One of my biggest challenges in life is that I have a tendency to be a bit lazy, and also to want to give up at the first sign of difficulty. “Persistence is 99% of everything,” I’ve often heard it said. And looking around me, at successful people and at the successes and failures of my own life, I have to agree.
Just about everything I’ve done that ended up being useful and helpful (from teaching myself a language, to writing letters to the editor, to writing a book — to name just a few examples) were things I almost quit before finishing, or never started in the first place.
Rick Hanson, PhD (author of RESILIENT: How to Grow an Unshakable Core of Calm, Strength, and Happiness (written with Forrest Hanson)), has written the most well-organized breakdown of the components of resilience, and how to cultivate each component, that I’ve ever run across. The attributes we think of as baked-in to our personality are far more malleable than we think; we really can re-wire our own brains for the good. Check out Mr. Hanson’s TED talks also.

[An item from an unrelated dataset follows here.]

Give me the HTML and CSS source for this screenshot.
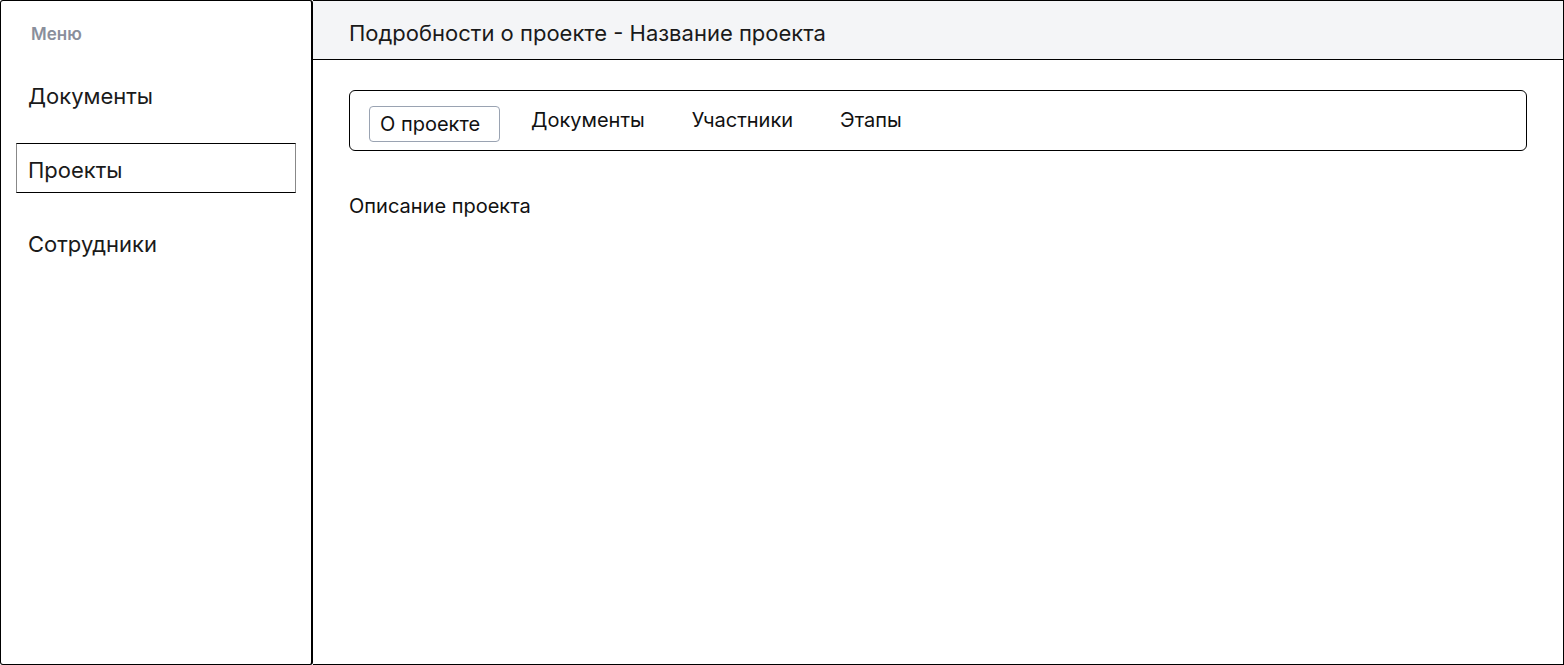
FILE: index.html
```html
<!DOCTYPE html>
<html lang="ru">
<head>
<meta charset="utf-8">
<title>Подробности о проекте</title>
<link rel="stylesheet" href="styles.css">
</head>
<body>
<div class="app">
  <aside class="sidebar">
    <div class="menu-label">Меню</div>
    <nav class="menu">
      <div class="menu-item">Документы</div>
      <div class="menu-item active">Проекты</div>
      <div class="menu-item">Сотрудники</div>
    </nav>
  </aside>
  <main class="main">
    <header class="header">Подробности о проекте - Название проекта</header>
    <section class="content">
      <div class="tabs">
        <div class="tab active">О проекте</div>
        <div class="tab">Документы</div>
        <div class="tab">Участники</div>
        <div class="tab">Этапы</div>
      </div>
      <p class="description">Описание проекта</p>
    </section>
  </main>
</div>
</body>
</html>
```

FILE: styles.css
```css
* { box-sizing: border-box; }
html, body { margin: 0; padding: 0; background: #fff; }
body {
  font-family: Inter, "Noto Sans", "Liberation Sans", sans-serif;
  color: #111;
}
.app {
  display: flex;
  width: 1564px;
  height: 665px;
}
.sidebar {
  width: 313px;
  flex: 0 0 313px;
  height: 665px;
  border: 1px solid #000;
  border-right-width: 2px;
  border-radius: 3px;
  padding: 23px 15px 0 15px;
  display: flex;
  flex-direction: column;
}
.menu-label {
  font-size: 17px;
  line-height: 20px;
  font-weight: 600;
  color: #8a8f9c;
  padding-left: 15px;
  margin-bottom: 25px;
}
.menu {
  display: flex;
  flex-direction: column;
  gap: 24px;
}
.menu-item {
  height: 50px;
  border: 1px solid transparent;
  padding: 0 11px;
  font-size: 22px;
  line-height: 52px;
  color: #1a1a1a;
}
.menu-item.active {
  border-color: #000;
  border-right-color: #888;
  border-left-color: #888;
}
.main {
  flex: 1;
  height: 665px;
  border: 1px solid #000;
  border-left: none;
  display: flex;
  flex-direction: column;
}
.header {
  height: 59px;
  flex: 0 0 59px;
  background: #f4f5f7;
  border-bottom: 1px solid #000;
  padding: 17px 0 0 36px;
  font-size: 22px;
  line-height: 30px;
  color: #1a1a1a;
}
.content {
  padding: 30px 36px 0 36px;
}
.tabs {
  height: 61px;
  border: 1px solid #000;
  border-radius: 6px;
  padding: 15px 19px;
  display: flex;
  align-items: flex-start;
  gap: 15px;
}
.tab {
  padding: 0 16px;
  font-size: 20px;
  line-height: 28px;
  color: #111;
}
.tab.active {
  height: 36px;
  padding: 0 19px 0 10px;
  border: 1px solid #9aa3b2;
  border-radius: 4px;
  line-height: 34px;
}
.description {
  margin: 43px 0 0 0;
  font-size: 20px;
  line-height: 24px;
  color: #111;
}
```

I also recommend Angela Duckworth’s book GRIT: The Power of Passion and Perseverance. Check out her TED Talk on that subject here; it’s what inspired me to go ahead and buy her book.
And finally, Your Own Worst Enemy: Breaking the Habit of Adult Underachievement, a book by Kenneth W. Christian, Ph.D., really spoke to me.
What does all of this have to do with living a low-footprint life?
For starters, the point of low-footprint living (other than conserving resources and setting a good example for others) is to lower our overhead so we can focus on what really gives meaning to our lives. Also, to mobilize our creativity for the greater good. And a big part of lowering our overhead is clearing mental obstacles. Strengthen your mind, make a better world.
A final note: This blog post had been sitting in draft-limbo for months. It just seemed too lame and too difficult to finish. I have a bunch of other posts piled up in my draft stack. I’m going to plug away and get them done.
Persistence. It isn’t always easy and it’s not my strong suit … and yet I persist in cultivating it, so I guess I’m not a lost cause. I hope you do too. Keep plugging away, don’t give up! Make that sketch, write that letter, call that person, sort out that closet. You never know what you’ll find, who you’ll help, what you’ll gain.